The annual NSW Young Tall Poppy Science Awards are hosted by the Australian Institute of Policy and Science (AIPS).
These awards recognise and celebrate researchers who demonstrate scientific excellence combined with a unique passion for science communication, which can inspire young people to enter STEM study and careers.
“I am honoured to have been recognised as the overall NSW Tall Poppy of the Year recipient for this year,” said Dr Tulloch from the School of Life and Environmental Sciences.
“At their core, these awards are about celebrating scientists who are making a difference in terms of outreach and impact, and that’s so important to me.”

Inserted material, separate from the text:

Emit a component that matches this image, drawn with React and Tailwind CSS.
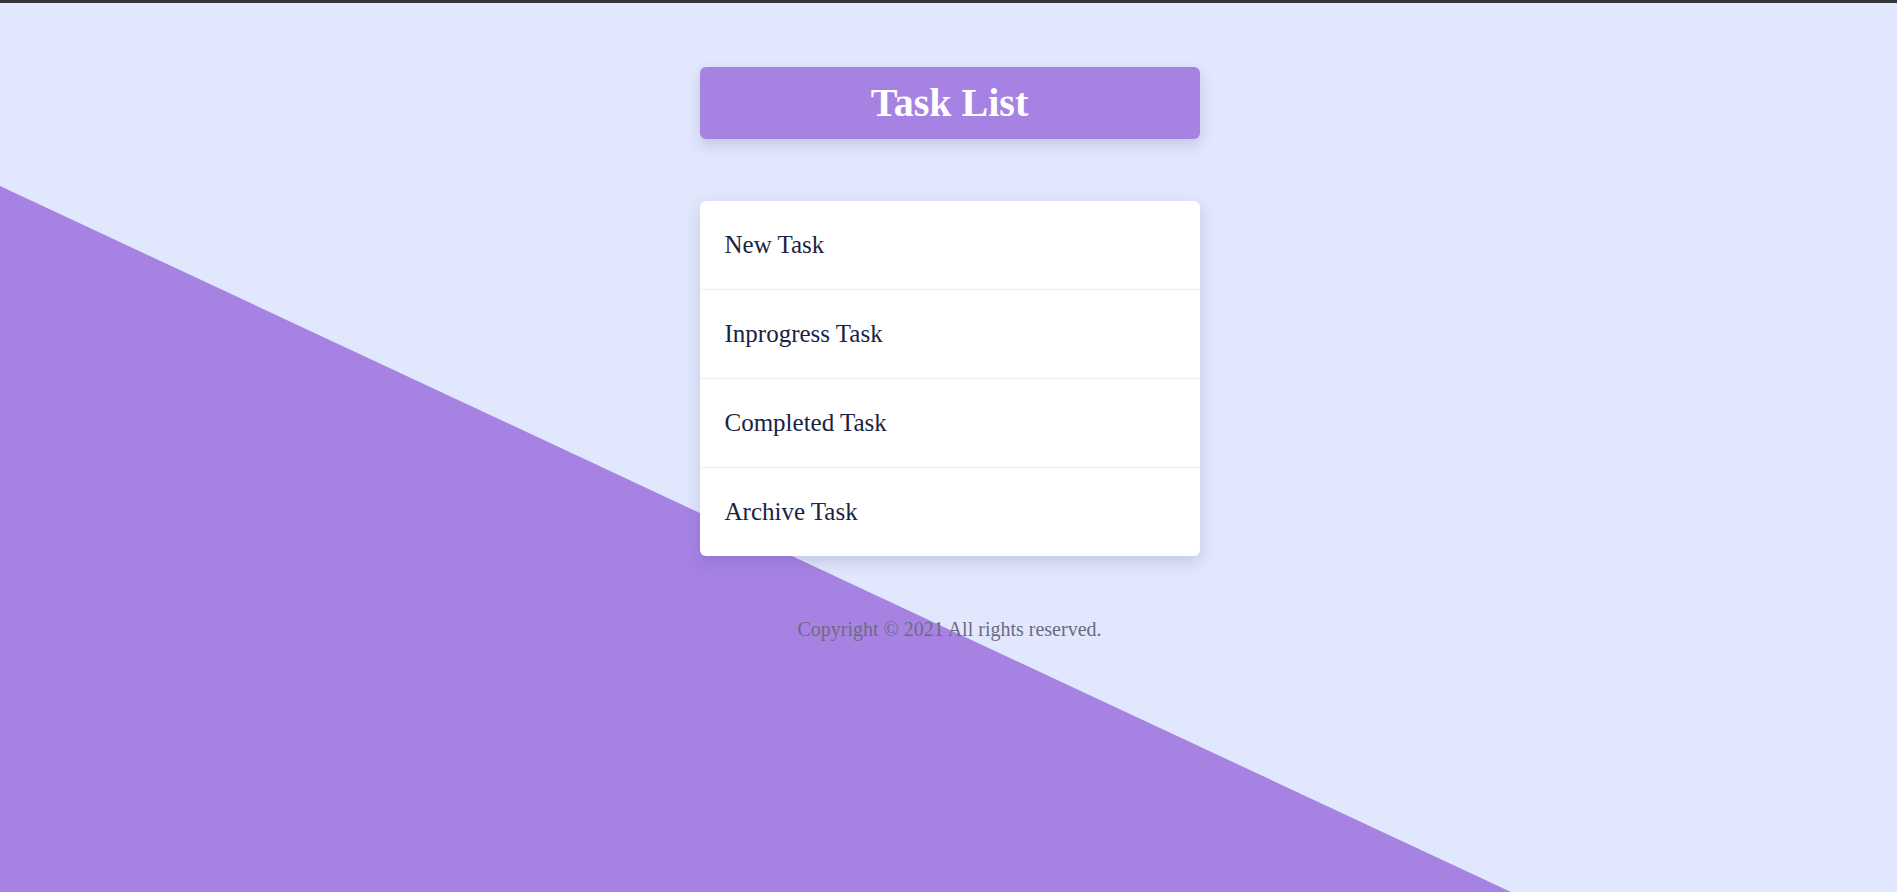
import React from "react";

const tasks = ["New Task", "Inprogress Task", "Completed Task", "Archive Task"];

export default function App() {
  return (
    <div className="relative min-h-screen overflow-hidden bg-[#e1e7fc] font-['Liberation_Serif',serif]">
      {/* diagonal purple backdrop */}
      <div className="absolute inset-0 bg-[#a683e3] [clip-path:polygon(0_186px,1511px_892px,0_892px)]"></div>
      <div className="relative h-[3px] bg-[#35363a]"></div>

      <div className="relative flex flex-col items-center pt-[64px] pl-[2px]">
        <div className="w-[500px] h-[72px] flex items-center justify-center bg-[#a683e3] rounded-md shadow-[0_6px_14px_rgba(60,60,120,0.18)]">
          <h1 className="text-[40px] font-bold text-white leading-none">Task List</h1>
        </div>

        <ul className="mt-[62px] w-[500px] bg-white rounded-md shadow-[0_6px_16px_rgba(60,60,120,0.18)]">
          {tasks.map((task, idx) => (
            <li
              key={idx}
              className={`flex items-center px-[25px] text-[25px] text-[#1a2341] ${
                idx < tasks.length - 1 ? "h-[89px] border-b border-[#eceef3]" : "h-[88px]"
              }`}
            >
              {task}
            </li>
          ))}
        </ul>

        <p className="mt-[58px] text-[20px] text-[#6e6a80]">
          Copyright © 2021 All rights reserved.
        </p>
      </div>
    </div>
  );
}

Dr Tulloch’s interests include finding solutions to conservation and wildlife management problems related to ecological monitoring, fire, farmland restoration, conservation conflicts and spatial conservation planning.
“Australia is unfortunately known around the world for its terrible record of animal and plant extinctions and shocking rates of land clearing, instead of being celebrated for its unique natural places and wildlife,” Dr Tulloch said.
“My goal is to work with the people and the organisations that want to help recover wildlife, whether it’s on farms or in national parks.
“My work has taken me from the desert rangelands of Australia to the rainforests of Madagascar to help organisations, governments and farmers deliver better outcomes for wildlife.
“I’m really proud of having been part of great science teams making a real impact on nature conservation, like Australia’s Threatened Species Index and the Africa Biodiversity Collaborative Group.
“These teams are building tools and educational material that are making a difference to how we manage the land.
“For the future, I’m expanding my research to explore the complex links between nature and people, and how we can intervene in agriculture and food systems to have the best outcomes for both wildlife and humans.”
The University of Sydney had a total of three researchers honoured with Young Tall Poppy Science Awards this year.
Dr Tegan Cheng from the Faculty of Medicine and Health was honoured for her ongoing research into treating musculoskeletal disorders in children, whilst Dr Yu Heng Lau from the School of Chemistry was recognised for engineering solutions on the molecular scale.